Pasi Salhberg, director of the Finnish Ministry of Education’s Center for International Mobility, states that in Finland “the main driver of education policy is not competition between teachers and between schools, but cooperation.” I see this policy practiced every day at Lowell amongst our faculty and staff. This commitment to modeling collaboration is what I feel makes my school so successful. It’s unfortunate that our national system has created this competition between private and public, public to public, and even private to private.
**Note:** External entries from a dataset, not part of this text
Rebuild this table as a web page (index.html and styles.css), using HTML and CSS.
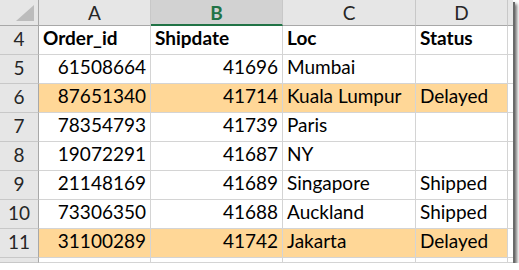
FILE: index.html
```html
<!DOCTYPE html>
<html>
<head>
<meta charset="utf-8">
<link rel="stylesheet" href="styles.css">
</head>
<body>
<div class="frame">
  <div class="sheet">
    <div class="ch corner"><svg class="tri" width="20" height="17" viewBox="0 0 20 17"><polygon points="19,0 19,16 1,16" fill="#bcbcbc"/></svg></div>
    <div class="ch">A</div>
    <div class="ch sel">B</div>
    <div class="ch">C</div>
    <div class="ch">D</div>
    <div class="ch"></div>

    <div class="rh">4</div>
    <div class="c b">Order_id</div>
    <div class="c b">Shipdate</div>
    <div class="c b">Loc</div>
    <div class="c b">Status</div>
    <div class="c"></div>

    <div class="rh">5</div>
    <div class="c n">61508664</div>
    <div class="c n">41696</div>
    <div class="c">Mumbai</div>
    <div class="c"></div>
    <div class="c"></div>

    <div class="rh">6</div>
    <div class="c n hl">87651340</div>
    <div class="c n hl">41714</div>
    <div class="c hl">Kuala Lumpur</div>
    <div class="c hl">Delayed</div>
    <div class="c"></div>

    <div class="rh">7</div>
    <div class="c n">78354793</div>
    <div class="c n">41739</div>
    <div class="c">Paris</div>
    <div class="c"></div>
    <div class="c"></div>

    <div class="rh">8</div>
    <div class="c n">19072291</div>
    <div class="c n">41687</div>
    <div class="c">NY</div>
    <div class="c"></div>
    <div class="c"></div>

    <div class="rh">9</div>
    <div class="c n">21148169</div>
    <div class="c n">41689</div>
    <div class="c">Singapore</div>
    <div class="c">Shipped</div>
    <div class="c"></div>

    <div class="rh">10</div>
    <div class="c n">73306350</div>
    <div class="c n">41688</div>
    <div class="c">Auckland</div>
    <div class="c">Shipped</div>
    <div class="c"></div>

    <div class="rh">11</div>
    <div class="c n hl">31100289</div>
    <div class="c n hl">41742</div>
    <div class="c hl">Jakarta</div>
    <div class="c hl">Delayed</div>
    <div class="c"></div>

    <div class="rh"></div>
    <div class="c"></div>
    <div class="c"></div>
    <div class="c"></div>
    <div class="c"></div>
    <div class="c"></div>
  </div>
</div>
</body>
</html>
```
FILE: styles.css
```css
* { box-sizing: border-box; }
html, body { margin: 0; padding: 0; background: #fff; }
body { font-family: Lato, "Liberation Sans", sans-serif; font-size: 19px; color: #000; }

.frame {
  width: 513px;
  height: 263px;
  overflow: hidden;
  background: #fff;
  box-shadow: 2px 2px 0 #6a6a6a, 4px 4px 3px rgba(0,0,0,0.55);
}

.sheet {
  display: grid;
  grid-template-columns: 39px 112px 132px 133px 92px 1fr;
  grid-template-rows: 26px repeat(8, 29px) 1fr;
  height: 263px;
}

.ch {
  background: #e6e6e6;
  border-right: 1px solid #c8c8c8;
  border-bottom: 1px solid #a8a8a8;
  color: #262626;
  text-align: center;
  line-height: 24px;
  padding-top: 1px;
}
.ch.sel {
  background: #d2d2d2;
  color: #217346;
  font-weight: bold;
  border-bottom: 2px solid #217346;
}
.corner {
  position: relative;
  border-right: 1px solid #a8a8a8;
}
.tri { position: absolute; right: 3px; bottom: 3px; }

.rh {
  background: #e6e6e6;
  border-right: 1px solid #a8a8a8;
  border-bottom: 1px solid #c8c8c8;
  color: #262626;
  text-align: center;
  line-height: 24px;
  padding-top: 1px;
}

.c {
  border-right: 1px solid #d4d4d4;
  border-bottom: 1px solid #d4d4d4;
  line-height: 24px;
  padding: 0 4px;
  white-space: nowrap;
  overflow: hidden;
}
.c.n { text-align: right; }
.c.b { font-weight: bold; }
.c.hl { background: #ffd797; }
```
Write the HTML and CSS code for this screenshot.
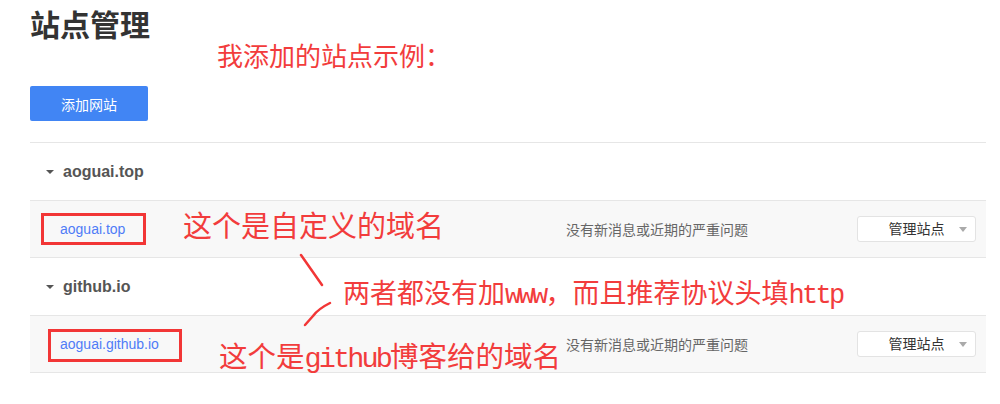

If Sahlberg is correct that “there’s no word for accountability in Finnish…accountability is something that is left when responsibility has been subtracted”, how does this translate in our society where there’s “no child left behind”? Do Finnish school leaders create accountability by adding progressive values? Do Finnish school leaders share the same lens as progressive leaders in the U.S.? Are we asking the right questions? Can the progressive movement help lead the U.S. to success?
For my personal journey: Do I have the correct understanding of progressive values or is my lens mis-shaped? Am I looking through rose-colored glasses? I hope that my view of progressive education has been shaped correctly and does have a correct translation in Finnish.We shall see…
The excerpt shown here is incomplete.